**Short task:** Without including any images, repeat the data exactly.
# # # #
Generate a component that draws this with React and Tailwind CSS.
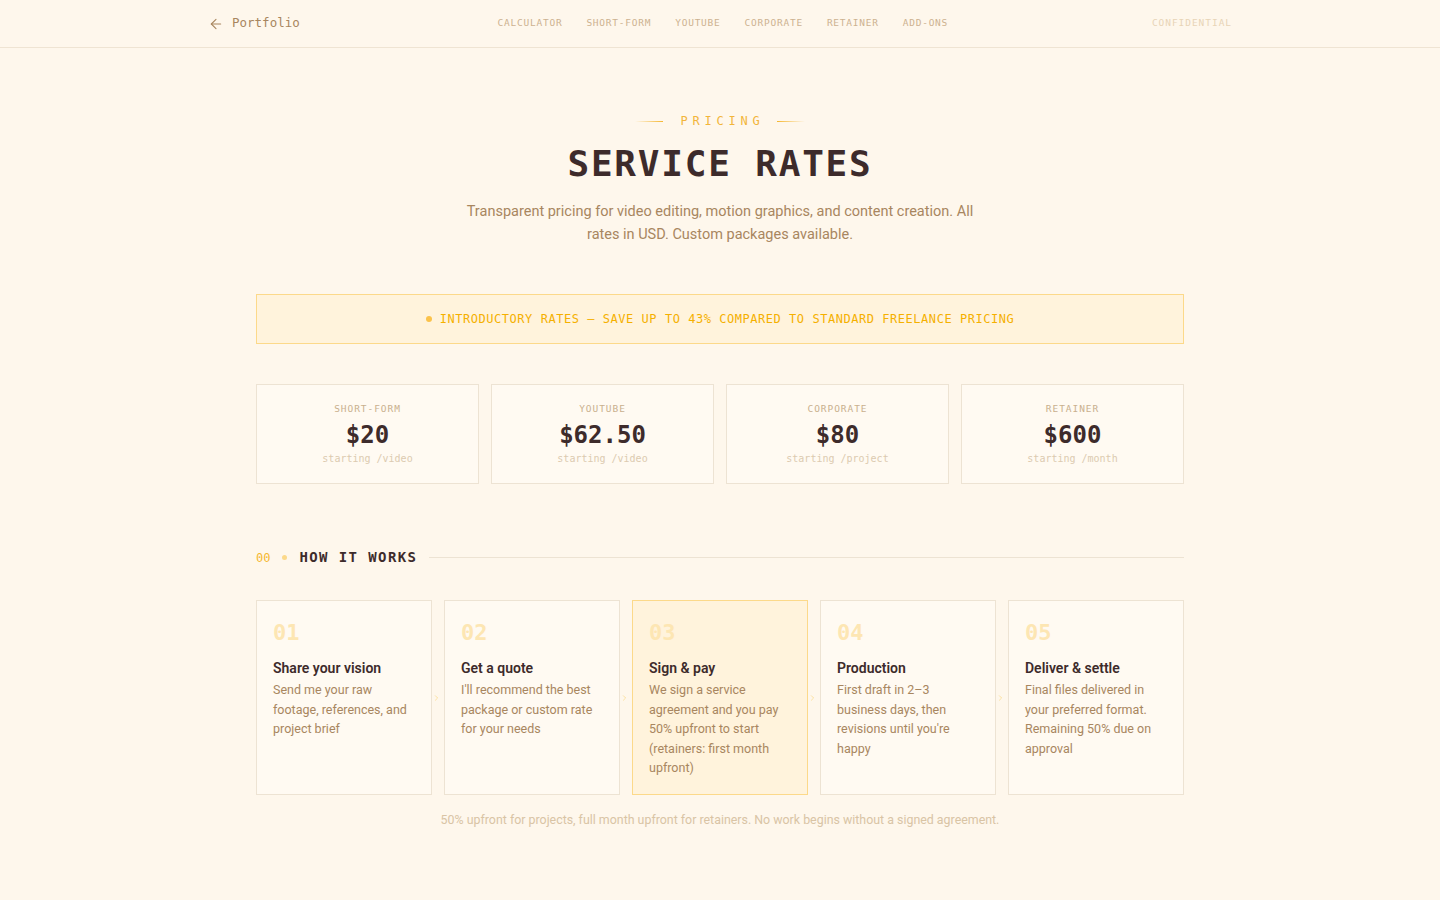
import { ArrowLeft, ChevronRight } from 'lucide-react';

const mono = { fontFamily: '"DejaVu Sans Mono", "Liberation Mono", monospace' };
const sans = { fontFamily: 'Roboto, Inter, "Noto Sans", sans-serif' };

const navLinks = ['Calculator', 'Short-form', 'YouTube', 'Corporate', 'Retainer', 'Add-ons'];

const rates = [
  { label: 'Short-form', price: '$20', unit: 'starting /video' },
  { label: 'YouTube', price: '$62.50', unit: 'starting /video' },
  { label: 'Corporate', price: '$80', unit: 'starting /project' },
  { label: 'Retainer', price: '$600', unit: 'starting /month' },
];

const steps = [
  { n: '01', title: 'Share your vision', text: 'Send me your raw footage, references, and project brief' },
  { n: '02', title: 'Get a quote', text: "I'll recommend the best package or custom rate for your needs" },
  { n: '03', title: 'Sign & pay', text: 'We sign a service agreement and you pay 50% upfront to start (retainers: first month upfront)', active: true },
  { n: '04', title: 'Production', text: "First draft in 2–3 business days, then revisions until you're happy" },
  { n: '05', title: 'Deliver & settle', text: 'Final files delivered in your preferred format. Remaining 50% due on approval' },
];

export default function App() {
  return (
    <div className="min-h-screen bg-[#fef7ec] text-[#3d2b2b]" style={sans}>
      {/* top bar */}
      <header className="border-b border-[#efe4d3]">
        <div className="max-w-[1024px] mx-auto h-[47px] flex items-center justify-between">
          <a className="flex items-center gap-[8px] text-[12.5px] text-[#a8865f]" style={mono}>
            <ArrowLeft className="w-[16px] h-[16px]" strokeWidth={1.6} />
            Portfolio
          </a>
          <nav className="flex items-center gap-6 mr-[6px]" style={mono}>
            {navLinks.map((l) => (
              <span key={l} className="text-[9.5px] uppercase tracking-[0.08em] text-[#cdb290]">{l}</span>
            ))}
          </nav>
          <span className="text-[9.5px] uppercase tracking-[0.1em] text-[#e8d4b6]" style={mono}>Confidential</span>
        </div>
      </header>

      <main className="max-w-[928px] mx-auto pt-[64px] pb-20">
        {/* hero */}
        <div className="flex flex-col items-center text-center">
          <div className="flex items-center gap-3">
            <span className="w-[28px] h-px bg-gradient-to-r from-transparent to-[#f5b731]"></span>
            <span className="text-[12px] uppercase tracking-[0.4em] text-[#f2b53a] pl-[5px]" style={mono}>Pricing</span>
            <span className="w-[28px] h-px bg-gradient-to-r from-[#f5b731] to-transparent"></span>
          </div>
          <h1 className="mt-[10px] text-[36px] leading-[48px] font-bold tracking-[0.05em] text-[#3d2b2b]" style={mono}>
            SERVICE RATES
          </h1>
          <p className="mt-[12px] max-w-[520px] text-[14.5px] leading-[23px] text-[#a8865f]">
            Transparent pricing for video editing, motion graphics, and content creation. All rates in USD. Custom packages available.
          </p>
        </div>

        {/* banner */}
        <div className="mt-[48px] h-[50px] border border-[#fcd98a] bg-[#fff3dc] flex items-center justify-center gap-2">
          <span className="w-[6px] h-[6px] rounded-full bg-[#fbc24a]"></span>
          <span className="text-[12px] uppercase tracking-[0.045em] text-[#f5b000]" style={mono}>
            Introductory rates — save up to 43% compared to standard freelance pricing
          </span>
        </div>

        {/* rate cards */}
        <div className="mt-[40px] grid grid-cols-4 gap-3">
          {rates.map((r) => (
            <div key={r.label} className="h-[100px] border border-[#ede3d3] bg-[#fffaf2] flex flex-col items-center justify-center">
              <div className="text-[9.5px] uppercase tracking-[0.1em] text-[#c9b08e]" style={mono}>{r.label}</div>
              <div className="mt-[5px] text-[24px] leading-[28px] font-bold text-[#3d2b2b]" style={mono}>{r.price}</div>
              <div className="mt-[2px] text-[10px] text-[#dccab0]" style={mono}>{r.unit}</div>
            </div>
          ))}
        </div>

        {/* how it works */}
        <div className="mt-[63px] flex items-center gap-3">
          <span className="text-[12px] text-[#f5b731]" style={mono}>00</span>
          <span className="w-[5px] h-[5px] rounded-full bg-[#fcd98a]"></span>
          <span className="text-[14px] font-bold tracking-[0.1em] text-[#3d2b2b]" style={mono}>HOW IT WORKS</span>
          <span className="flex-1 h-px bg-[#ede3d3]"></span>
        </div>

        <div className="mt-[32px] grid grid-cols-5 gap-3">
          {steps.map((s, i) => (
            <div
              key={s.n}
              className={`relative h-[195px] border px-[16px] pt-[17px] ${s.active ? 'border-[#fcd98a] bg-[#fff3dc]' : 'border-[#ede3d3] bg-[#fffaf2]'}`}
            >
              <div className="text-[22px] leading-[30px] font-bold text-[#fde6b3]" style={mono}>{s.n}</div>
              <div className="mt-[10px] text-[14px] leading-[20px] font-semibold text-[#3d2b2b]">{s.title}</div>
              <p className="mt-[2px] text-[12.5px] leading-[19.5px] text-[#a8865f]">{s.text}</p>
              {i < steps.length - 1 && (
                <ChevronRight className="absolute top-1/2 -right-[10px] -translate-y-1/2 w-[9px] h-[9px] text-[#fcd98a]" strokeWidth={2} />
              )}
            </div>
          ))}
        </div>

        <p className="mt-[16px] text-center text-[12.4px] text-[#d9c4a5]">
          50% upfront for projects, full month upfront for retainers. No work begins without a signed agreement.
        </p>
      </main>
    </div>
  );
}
# # # #
**Output of the exercise:**
Generate a component that draws this with React and Tailwind CSS.
import { ArrowLeft, ChevronRight } from 'lucide-react';

const mono = { fontFamily: '"DejaVu Sans Mono", "Liberation Mono", monospace' };
const sans = { fontFamily: 'Roboto, Inter, "Noto Sans", sans-serif' };

const navLinks = ['Calculator', 'Short-form', 'YouTube', 'Corporate', 'Retainer', 'Add-ons'];

const rates = [
  { label: 'Short-form', price: '$20', unit: 'starting /video' },
  { label: 'YouTube', price: '$62.50', unit: 'starting /video' },
  { label: 'Corporate', price: '$80', unit: 'starting /project' },
  { label: 'Retainer', price: '$600', unit: 'starting /month' },
];

const steps = [
  { n: '01', title: 'Share your vision', text: 'Send me your raw footage, references, and project brief' },
  { n: '02', title: 'Get a quote', text: "I'll recommend the best package or custom rate for your needs" },
  { n: '03', title: 'Sign & pay', text: 'We sign a service agreement and you pay 50% upfront to start (retainers: first month upfront)', active: true },
  { n: '04', title: 'Production', text: "First draft in 2–3 business days, then revisions until you're happy" },
  { n: '05', title: 'Deliver & settle', text: 'Final files delivered in your preferred format. Remaining 50% due on approval' },
];

export default function App() {
  return (
    <div className="min-h-screen bg-[#fef7ec] text-[#3d2b2b]" style={sans}>
      {/* top bar */}
      <header className="border-b border-[#efe4d3]">
        <div className="max-w-[1024px] mx-auto h-[47px] flex items-center justify-between">
          <a className="flex items-center gap-[8px] text-[12.5px] text-[#a8865f]" style={mono}>
            <ArrowLeft className="w-[16px] h-[16px]" strokeWidth={1.6} />
            Portfolio
          </a>
          <nav className="flex items-center gap-6 mr-[6px]" style={mono}>
            {navLinks.map((l) => (
              <span key={l} className="text-[9.5px] uppercase tracking-[0.08em] text-[#cdb290]">{l}</span>
            ))}
          </nav>
          <span className="text-[9.5px] uppercase tracking-[0.1em] text-[#e8d4b6]" style={mono}>Confidential</span>
        </div>
      </header>

      <main className="max-w-[928px] mx-auto pt-[64px] pb-20">
        {/* hero */}
        <div className="flex flex-col items-center text-center">
          <div className="flex items-center gap-3">
            <span className="w-[28px] h-px bg-gradient-to-r from-transparent to-[#f5b731]"></span>
            <span className="text-[12px] uppercase tracking-[0.4em] text-[#f2b53a] pl-[5px]" style={mono}>Pricing</span>
            <span className="w-[28px] h-px bg-gradient-to-r from-[#f5b731] to-transparent"></span>
          </div>
          <h1 className="mt-[10px] text-[36px] leading-[48px] font-bold tracking-[0.05em] text-[#3d2b2b]" style={mono}>
            SERVICE RATES
          </h1>
          <p className="mt-[12px] max-w-[520px] text-[14.5px] leading-[23px] text-[#a8865f]">
            Transparent pricing for video editing, motion graphics, and content creation. All rates in USD. Custom packages available.
          </p>
        </div>

        {/* banner */}
        <div className="mt-[48px] h-[50px] border border-[#fcd98a] bg-[#fff3dc] flex items-center justify-center gap-2">
          <span className="w-[6px] h-[6px] rounded-full bg-[#fbc24a]"></span>
          <span className="text-[12px] uppercase tracking-[0.045em] text-[#f5b000]" style={mono}>
            Introductory rates — save up to 43% compared to standard freelance pricing
          </span>
        </div>

        {/* rate cards */}
        <div className="mt-[40px] grid grid-cols-4 gap-3">
          {rates.map((r) => (
            <div key={r.label} className="h-[100px] border border-[#ede3d3] bg-[#fffaf2] flex flex-col items-center justify-center">
              <div className="text-[9.5px] uppercase tracking-[0.1em] text-[#c9b08e]" style={mono}>{r.label}</div>
              <div className="mt-[5px] text-[24px] leading-[28px] font-bold text-[#3d2b2b]" style={mono}>{r.price}</div>
              <div className="mt-[2px] text-[10px] text-[#dccab0]" style={mono}>{r.unit}</div>
            </div>
          ))}
        </div>

        {/* how it works */}
        <div className="mt-[63px] flex items-center gap-3">
          <span className="text-[12px] text-[#f5b731]" style={mono}>00</span>
          <span className="w-[5px] h-[5px] rounded-full bg-[#fcd98a]"></span>
          <span className="text-[14px] font-bold tracking-[0.1em] text-[#3d2b2b]" style={mono}>HOW IT WORKS</span>
          <span className="flex-1 h-px bg-[#ede3d3]"></span>
        </div>

        <div className="mt-[32px] grid grid-cols-5 gap-3">
          {steps.map((s, i) => (
            <div
              key={s.n}
              className={`relative h-[195px] border px-[16px] pt-[17px] ${s.active ? 'border-[#fcd98a] bg-[#fff3dc]' : 'border-[#ede3d3] bg-[#fffaf2]'}`}
            >
              <div className="text-[22px] leading-[30px] font-bold text-[#fde6b3]" style={mono}>{s.n}</div>
              <div className="mt-[10px] text-[14px] leading-[20px] font-semibold text-[#3d2b2b]">{s.title}</div>
              <p className="mt-[2px] text-[12.5px] leading-[19.5px] text-[#a8865f]">{s.text}</p>
              {i < steps.length - 1 && (
                <ChevronRight className="absolute top-1/2 -right-[10px] -translate-y-1/2 w-[9px] h-[9px] text-[#fcd98a]" strokeWidth={2} />
              )}
            </div>
          ))}
        </div>

        <p className="mt-[16px] text-center text-[12.4px] text-[#d9c4a5]">
          50% upfront for projects, full month upfront for retainers. No work begins without a signed agreement.
        </p>
      </main>
    </div>
  );
}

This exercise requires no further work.